Write out all the material exactly. Leave nothing out.

— START OF Given data —

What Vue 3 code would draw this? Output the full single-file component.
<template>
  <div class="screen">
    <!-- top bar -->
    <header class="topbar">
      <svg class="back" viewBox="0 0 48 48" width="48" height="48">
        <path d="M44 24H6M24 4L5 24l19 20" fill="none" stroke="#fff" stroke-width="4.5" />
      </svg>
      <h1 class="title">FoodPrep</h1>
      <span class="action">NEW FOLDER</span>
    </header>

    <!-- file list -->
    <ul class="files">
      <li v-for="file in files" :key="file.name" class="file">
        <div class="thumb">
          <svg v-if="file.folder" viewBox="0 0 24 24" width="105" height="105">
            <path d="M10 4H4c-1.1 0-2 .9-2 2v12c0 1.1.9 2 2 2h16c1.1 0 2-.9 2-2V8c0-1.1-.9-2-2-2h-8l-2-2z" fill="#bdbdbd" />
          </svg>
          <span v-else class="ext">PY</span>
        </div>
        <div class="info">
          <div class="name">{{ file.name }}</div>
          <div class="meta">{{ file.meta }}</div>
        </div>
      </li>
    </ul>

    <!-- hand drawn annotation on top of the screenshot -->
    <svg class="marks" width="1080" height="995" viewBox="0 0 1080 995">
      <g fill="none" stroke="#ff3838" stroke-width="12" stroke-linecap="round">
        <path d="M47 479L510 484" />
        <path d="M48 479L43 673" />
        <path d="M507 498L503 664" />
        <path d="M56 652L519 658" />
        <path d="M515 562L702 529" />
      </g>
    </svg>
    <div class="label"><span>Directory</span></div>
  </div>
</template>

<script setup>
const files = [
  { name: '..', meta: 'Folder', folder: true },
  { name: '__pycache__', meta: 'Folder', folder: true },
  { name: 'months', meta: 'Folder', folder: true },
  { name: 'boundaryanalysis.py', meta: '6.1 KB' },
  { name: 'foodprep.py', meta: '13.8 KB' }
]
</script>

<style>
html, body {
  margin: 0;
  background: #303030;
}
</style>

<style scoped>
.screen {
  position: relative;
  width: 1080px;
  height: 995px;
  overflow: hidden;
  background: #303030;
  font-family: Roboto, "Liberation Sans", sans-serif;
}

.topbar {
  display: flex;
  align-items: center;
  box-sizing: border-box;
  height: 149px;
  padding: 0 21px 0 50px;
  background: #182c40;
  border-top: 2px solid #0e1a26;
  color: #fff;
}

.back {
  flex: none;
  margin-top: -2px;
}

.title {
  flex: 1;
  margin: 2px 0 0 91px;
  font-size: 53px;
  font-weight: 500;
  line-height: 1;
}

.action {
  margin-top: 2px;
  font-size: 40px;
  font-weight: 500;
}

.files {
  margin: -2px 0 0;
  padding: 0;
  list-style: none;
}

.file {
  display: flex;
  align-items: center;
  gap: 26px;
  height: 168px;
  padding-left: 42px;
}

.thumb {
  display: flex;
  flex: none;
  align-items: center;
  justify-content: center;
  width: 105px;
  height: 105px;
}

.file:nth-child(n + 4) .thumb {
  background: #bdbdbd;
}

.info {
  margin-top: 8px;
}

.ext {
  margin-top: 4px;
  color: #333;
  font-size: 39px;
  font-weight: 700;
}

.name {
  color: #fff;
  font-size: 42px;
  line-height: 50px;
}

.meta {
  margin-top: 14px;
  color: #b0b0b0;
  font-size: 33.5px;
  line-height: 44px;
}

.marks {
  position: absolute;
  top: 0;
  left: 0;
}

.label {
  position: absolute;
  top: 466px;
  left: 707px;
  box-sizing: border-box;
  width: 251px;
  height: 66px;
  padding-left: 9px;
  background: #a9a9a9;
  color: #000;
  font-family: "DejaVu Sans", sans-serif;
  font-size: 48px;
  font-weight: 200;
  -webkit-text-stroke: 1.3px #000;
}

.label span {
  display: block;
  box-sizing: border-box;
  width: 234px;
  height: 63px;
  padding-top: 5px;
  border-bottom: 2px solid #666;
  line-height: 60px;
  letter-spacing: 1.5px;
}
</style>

— END OF Given data —

▶ **Result of the task**
What Vue 3 code would draw this? Output the full single-file component.
<template>
  <div class="screen">
    <!-- top bar -->
    <header class="topbar">
      <svg class="back" viewBox="0 0 48 48" width="48" height="48">
        <path d="M44 24H6M24 4L5 24l19 20" fill="none" stroke="#fff" stroke-width="4.5" />
      </svg>
      <h1 class="title">FoodPrep</h1>
      <span class="action">NEW FOLDER</span>
    </header>

    <!-- file list -->
    <ul class="files">
      <li v-for="file in files" :key="file.name" class="file">
        <div class="thumb">
          <svg v-if="file.folder" viewBox="0 0 24 24" width="105" height="105">
            <path d="M10 4H4c-1.1 0-2 .9-2 2v12c0 1.1.9 2 2 2h16c1.1 0 2-.9 2-2V8c0-1.1-.9-2-2-2h-8l-2-2z" fill="#bdbdbd" />
          </svg>
          <span v-else class="ext">PY</span>
        </div>
        <div class="info">
          <div class="name">{{ file.name }}</div>
          <div class="meta">{{ file.meta }}</div>
        </div>
      </li>
    </ul>

    <!-- hand drawn annotation on top of the screenshot -->
    <svg class="marks" width="1080" height="995" viewBox="0 0 1080 995">
      <g fill="none" stroke="#ff3838" stroke-width="12" stroke-linecap="round">
        <path d="M47 479L510 484" />
        <path d="M48 479L43 673" />
        <path d="M507 498L503 664" />
        <path d="M56 652L519 658" />
        <path d="M515 562L702 529" />
      </g>
    </svg>
    <div class="label"><span>Directory</span></div>
  </div>
</template>

<script setup>
const files = [
  { name: '..', meta: 'Folder', folder: true },
  { name: '__pycache__', meta: 'Folder', folder: true },
  { name: 'months', meta: 'Folder', folder: true },
  { name: 'boundaryanalysis.py', meta: '6.1 KB' },
  { name: 'foodprep.py', meta: '13.8 KB' }
]
</script>

<style>
html, body {
  margin: 0;
  background: #303030;
}
</style>

<style scoped>
.screen {
  position: relative;
  width: 1080px;
  height: 995px;
  overflow: hidden;
  background: #303030;
  font-family: Roboto, "Liberation Sans", sans-serif;
}

.topbar {
  display: flex;
  align-items: center;
  box-sizing: border-box;
  height: 149px;
  padding: 0 21px 0 50px;
  background: #182c40;
  border-top: 2px solid #0e1a26;
  color: #fff;
}

.back {
  flex: none;
  margin-top: -2px;
}

.title {
  flex: 1;
  margin: 2px 0 0 91px;
  font-size: 53px;
  font-weight: 500;
  line-height: 1;
}

.action {
  margin-top: 2px;
  font-size: 40px;
  font-weight: 500;
}

.files {
  margin: -2px 0 0;
  padding: 0;
  list-style: none;
}

.file {
  display: flex;
  align-items: center;
  gap: 26px;
  height: 168px;
  padding-left: 42px;
}

.thumb {
  display: flex;
  flex: none;
  align-items: center;
  justify-content: center;
  width: 105px;
  height: 105px;
}

.file:nth-child(n + 4) .thumb {
  background: #bdbdbd;
}

.info {
  margin-top: 8px;
}

.ext {
  margin-top: 4px;
  color: #333;
  font-size: 39px;
  font-weight: 700;
}

.name {
  color: #fff;
  font-size: 42px;
  line-height: 50px;
}

.meta {
  margin-top: 14px;
  color: #b0b0b0;
  font-size: 33.5px;
  line-height: 44px;
}

.marks {
  position: absolute;
  top: 0;
  left: 0;
}

.label {
  position: absolute;
  top: 466px;
  left: 707px;
  box-sizing: border-box;
  width: 251px;
  height: 66px;
  padding-left: 9px;
  background: #a9a9a9;
  color: #000;
  font-family: "DejaVu Sans", sans-serif;
  font-size: 48px;
  font-weight: 200;
  -webkit-text-stroke: 1.3px #000;
}

.label span {
  display: block;
  box-sizing: border-box;
  width: 234px;
  height: 63px;
  padding-top: 5px;
  border-bottom: 2px solid #666;
  line-height: 60px;
  letter-spacing: 1.5px;
}
</style>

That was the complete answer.